*The problem*: Copy exactly the lines from the beginning of the data down to and including the line holding "side: 'left' |", without any pictures.

· · · ·

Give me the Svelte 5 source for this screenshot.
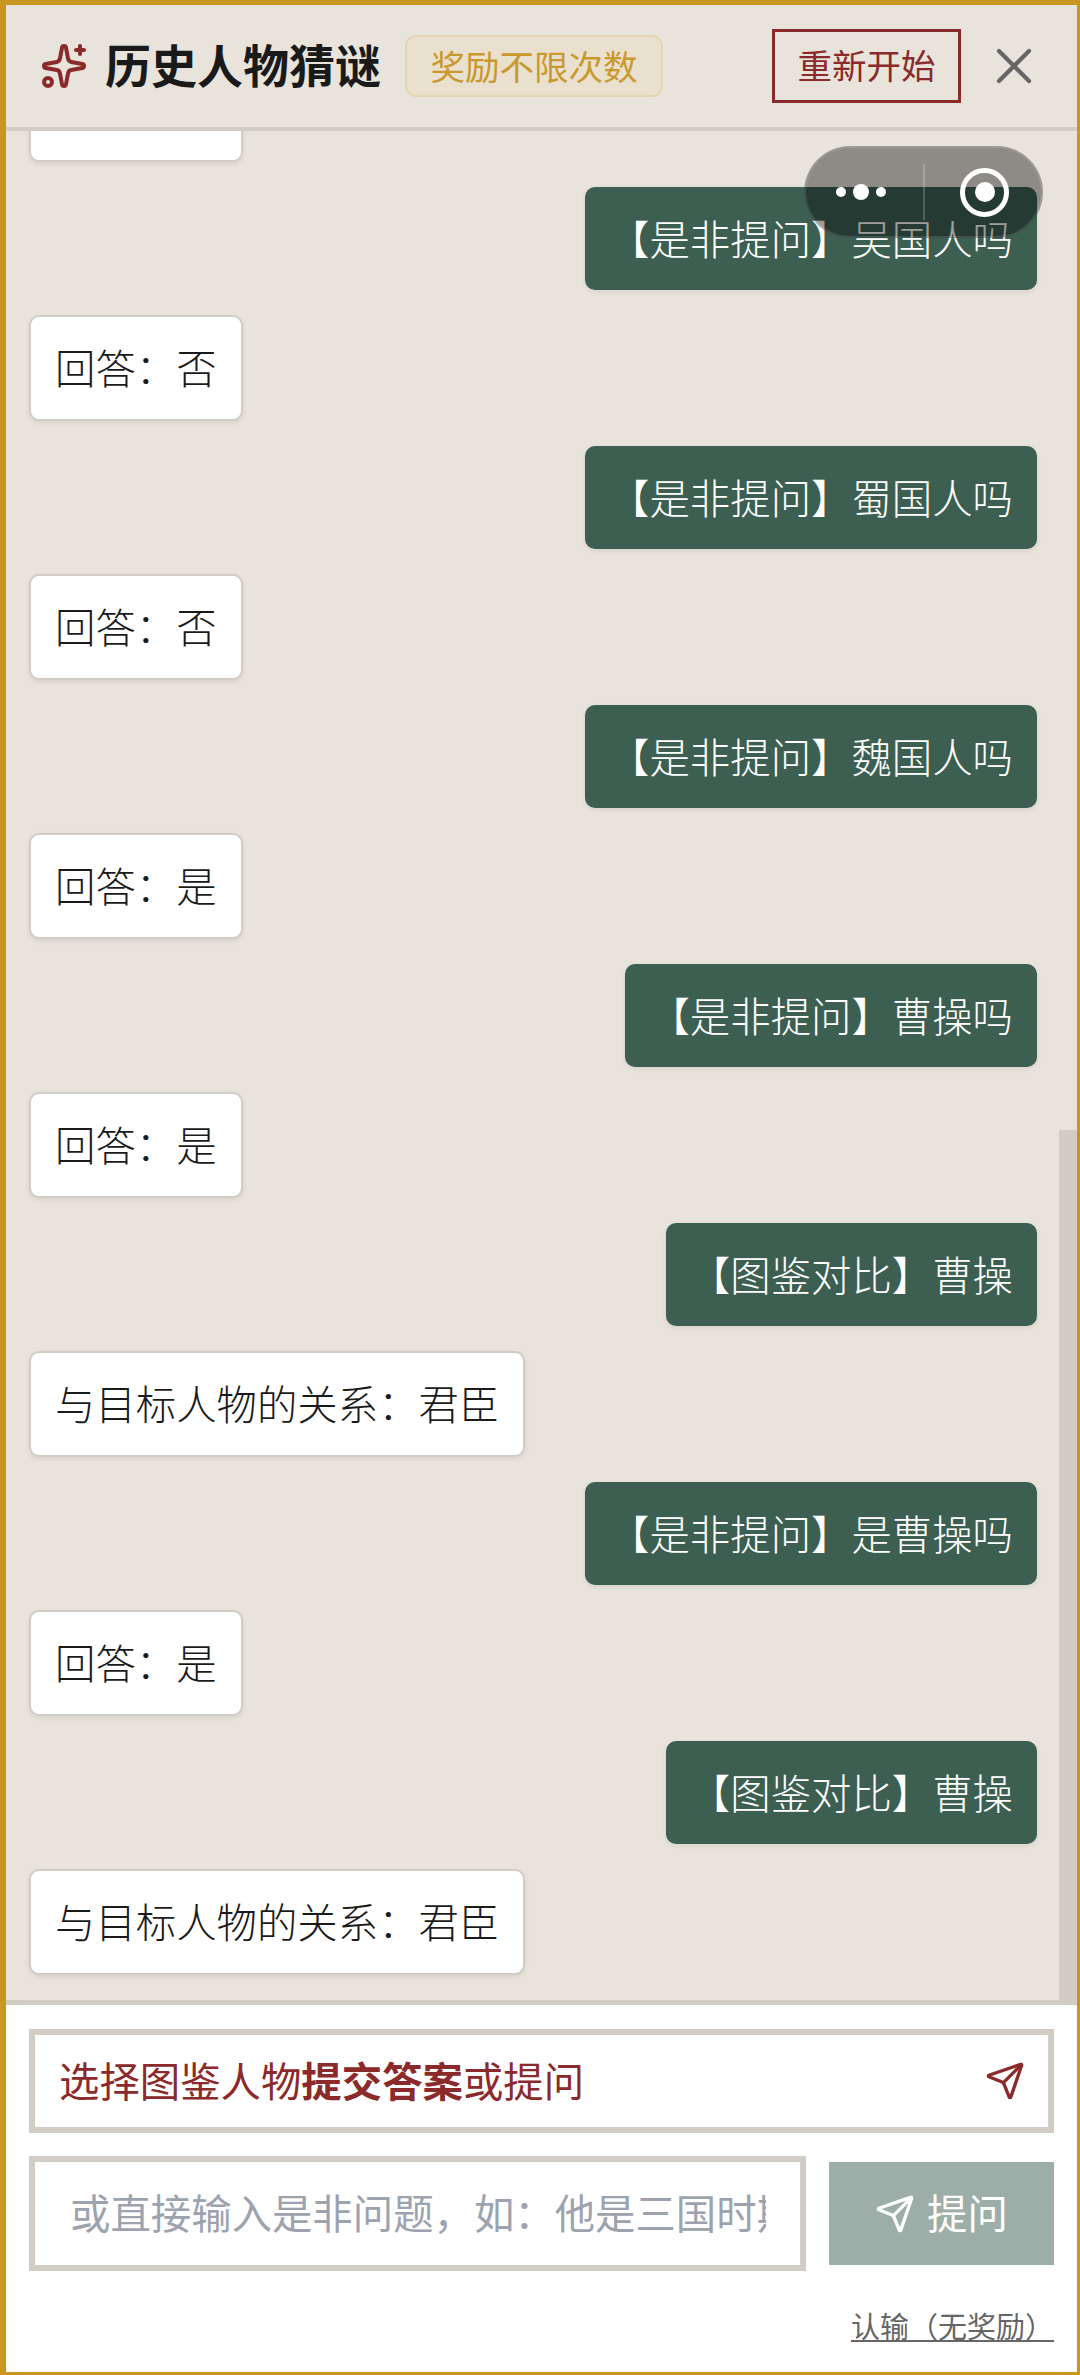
<script lang="ts">
	type Msg = { side: 'left' | 'right'; text: string };

	const messages: Msg[] = [
		{ side: 'left', text: '回答：否' },
		{ side: 'right', text: '【是非提问】吴国人吗' },
		{ side: 'left', text: '回答：否' },
		{ side: 'right', text: '【是非提问】蜀国人吗' },
		{ side: 'left', text: '回答：否' },
		{ side: 'right', text: '【是非提问】魏国人吗' },
		{ side: 'left', text: '回答：是' },
		{ side: 'right', text: '【是非提问】曹操吗' },
		{ side: 'left', text: '回答：是' },
		{ side: 'right', text: '【图鉴对比】曹操' },
		{ side: 'left', text: '与目标人物的关系：君臣' },
		{ side: 'right', text: '【是非提问】是曹操吗' },
		{ side: 'left', text: '回答：是' },
		{ side: 'right', text: '【图鉴对比】曹操' },
		{ side: 'left', text: '与目标人物的关系：君臣' }
	];
</script>

{#snippet sendIcon()}
	<svg class="send" viewBox="0 0 24 24" fill="none" stroke="currentColor" stroke-width="2" stroke-linecap="round" stroke-linejoin="round">
		<path d="M14.536 21.686a.5.5 0 0 0 .937-.024l6.5-19a.496.496 0 0 0-.635-.635l-19 6.5a.5.5 0 0 0-.024.937l7.93 3.18a2 2 0 0 1 1.112 1.11z" />
		<path d="m21.854 2.147-10.94 10.939" />
	</svg>
{/snippet}

<div class="app">
	<header class="header">
		<svg class="sparkles" viewBox="0 0 24 24" fill="none" stroke="currentColor" stroke-width="2" stroke-linecap="round" stroke-linejoin="round">
			<path d="M11.017 2.814a1 1 0 0 1 1.966 0l1.051 5.558a2 2 0 0 0 1.594 1.594l5.558 1.051a1 1 0 0 1 0 1.966l-5.558 1.051a2 2 0 0 0-1.594 1.594l-1.051 5.558a1 1 0 0 1-1.966 0l-1.051-5.558a2 2 0 0 0-1.594-1.594l-5.558-1.051a1 1 0 0 1 0-1.966l5.558-1.051a2 2 0 0 0 1.594-1.594z" />
			<path d="M20 2v4" />
			<path d="M22 4h-4" />
			<circle cx="4" cy="20" r="2" />
		</svg>
		<h1 class="title">历史人物猜谜</h1>
		<span class="badge">奖励不限次数</span>
		<button class="restart">重新开始</button>
		<svg class="close" viewBox="0 0 24 24" fill="none" stroke="currentColor" stroke-width="1.7" stroke-linecap="round" stroke-linejoin="round">
			<path d="M18 6 6 18" />
			<path d="m6 6 12 12" />
		</svg>
	</header>

	<main class="chat">
		{#each messages as msg}
			<div class="bubble {msg.side}">{msg.text}</div>
		{/each}
		<div class="scrollbar"></div>
	</main>

	<footer class="footer">
		<button class="answer">
			<span class="answer-label">选择图鉴人物<b>提交答案</b>或提问</span>
			{@render sendIcon()}
		</button>
		<div class="ask-row">
			<input class="ask-input" placeholder="或直接输入是非问题，如：他是三国时期的人吗" />
			<button class="ask-btn">
				{@render sendIcon()}
				<span class="ask-label">提问</span>
			</button>
		</div>
		<div class="giveup-row">
			<span class="giveup">认输（无奖励）</span>
		</div>
	</footer>

	<!-- WeChat mini program capsule -->
	<div class="capsule">
		<span class="dots"><i></i><i class="big"></i><i></i></span>
		<span class="divider"></span>
		<span class="target"><i></i></span>
	</div>
</div>

<style>
	:global(body) {
		margin: 0;
		background: #fff;
	}

	.app {
		position: relative;
		box-sizing: border-box;
		height: 100vh;
		display: flex;
		flex-direction: column;
		border-style: solid;
		border-color: #c9961f;
		border-width: 5px 3px 3px 6px;
		font-family: 'Noto Sans CJK SC', sans-serif;
		overflow: hidden;
	}

	.header {
		flex: none;
		box-sizing: border-box;
		height: 126px;
		display: flex;
		align-items: center;
		padding: 0 33px 0 34px;
		background: #e8e4dc;
		border-bottom: 4px solid #d1cdc5;
	}

	.sparkles {
		width: 48px;
		height: 48px;
		color: #8b2a2a;
		flex: none;
	}

	.title {
		margin: 0 24px 4px 17px;
		font-size: 46px;
		line-height: 1.2;
		font-weight: 700;
		color: #1a1a1a;
	}

	.badge {
		box-sizing: border-box;
		width: 258px;
		height: 62px;
		display: flex;
		align-items: center;
		justify-content: center;
		padding-bottom: 2px;
		border: 2px solid #e2d5b0;
		border-radius: 11px;
		background: #e9e1ce;
		color: #c9982f;
		font-size: 34.5px;
	}

	.restart {
		box-sizing: border-box;
		width: 189px;
		height: 74px;
		margin-left: auto;
		padding: 0 0 4px;
		background: transparent;
		border: 3px solid #8b2a2a;
		border-radius: 0;
		color: #8b2a2a;
		font-family: inherit;
		font-size: 34.5px;
	}

	.close {
		width: 60px;
		height: 60px;
		margin-left: 23px;
		color: #666;
		flex: none;
	}

	.chat {
		position: relative;
		flex: 1;
		min-height: 0;
		overflow: hidden;
		display: flex;
		flex-direction: column;
		justify-content: flex-end;
		gap: 25px;
		padding: 0 40px 25px 23px;
		background: #e8e4dc;
	}

	.bubble {
		flex: none;
		box-sizing: border-box;
		width: fit-content;
		padding: 20px 24px 22px;
		font-size: 40.4px;
		line-height: 60px;
		font-weight: 300;
		border-radius: 10px;
		box-shadow: 0 2px 5px rgba(0, 0, 0, 0.08);
	}

	.bubble.left {
		background: #fff;
		color: #1a1a1a;
		border: 2px solid #d1cdc5;
	}

	.bubble.right {
		align-self: flex-end;
		padding: 20.5px 24px 22.5px;
		background: #3c5f52;
		color: #fff;
	}

	.scrollbar {
		position: absolute;
		top: 999px;
		right: 0;
		bottom: 0;
		width: 18px;
		background: #d1cdc5;
	}

	.footer {
		flex: none;
		box-sizing: border-box;
		height: 372px;
		display: flex;
		flex-direction: column;
		padding: 24px 23px 0;
		background: #fff;
		border-top: 5px solid #d1cdc5;
	}

	.answer {
		box-sizing: border-box;
		height: 104px;
		display: flex;
		align-items: center;
		justify-content: space-between;
		padding: 0 23px 0 24px;
		background: #fff;
		border: 6px solid #d1cdc5;
		border-radius: 0;
		color: #8b2a2a;
		font-family: inherit;
		font-size: 40.4px;
	}

	.answer-label {
		padding-bottom: 4px;
	}

	.answer b {
		font-weight: 700;
	}

	.send {
		width: 40px;
		height: 40px;
		flex: none;
	}

	.ask-row {
		display: flex;
		align-items: center;
		gap: 23px;
		margin-top: 23px;
	}

	.ask-input {
		box-sizing: border-box;
		width: 777px;
		height: 115px;
		padding: 0 34px 4px 35px;
		background: #fff;
		border: 6px solid #d1cdc5;
		border-radius: 0;
		outline: none;
		font-family: inherit;
		font-size: 40.4px;
		color: #1a1a1a;
	}

	.ask-input::placeholder {
		color: #9ca3af;
		opacity: 1;
	}

	.ask-btn {
		box-sizing: border-box;
		width: 225px;
		height: 103px;
		display: flex;
		align-items: center;
		justify-content: center;
		gap: 12px;
		padding: 0;
		background: #9dada7;
		border: none;
		border-radius: 0;
		color: #fff;
		font-family: inherit;
		font-size: 40.4px;
	}

	.ask-label {
		padding-bottom: 4px;
	}

	.giveup-row {
		display: flex;
		justify-content: flex-end;
		margin-top: 37px;
	}

	.giveup {
		font-size: 29px;
		line-height: 34px;
		color: #666;
		text-decoration: underline;
		text-underline-offset: 2px;
	}

	.capsule {
		position: absolute;
		left: 798px;
		top: 141px;
		box-sizing: border-box;
		width: 239px;
		height: 92px;
		display: flex;
		align-items: center;
		background: rgba(0, 0, 0, 0.39);
		border: 2px solid rgba(255, 255, 255, 0.12);
		border-radius: 46px;
	}

	.dots {
		box-sizing: border-box;
		width: 117px;
		display: flex;
		align-items: center;
		justify-content: center;
		gap: 7px;
		padding-right: 8px;
	}

	.dots i {
		width: 10px;
		height: 10px;
		border-radius: 50%;
		background: #fff;
	}

	.dots i.big {
		width: 16px;
		height: 16px;
	}

	.divider {
		width: 2px;
		height: 56px;
		background: rgba(255, 255, 255, 0.2);
	}

	.target {
		box-sizing: border-box;
		width: 49px;
		height: 49px;
		margin-left: 35px;
		display: flex;
		align-items: center;
		justify-content: center;
		border: 5px solid #fff;
		border-radius: 50%;
	}

	.target i {
		width: 20px;
		height: 20px;
		border-radius: 50%;
		background: #fff;
	}
</style>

· · · ·

*Answer for the task*:
Give me the Svelte 5 source for this screenshot.
<script lang="ts">
	type Msg = { side: 'left' | 'right'; text: string };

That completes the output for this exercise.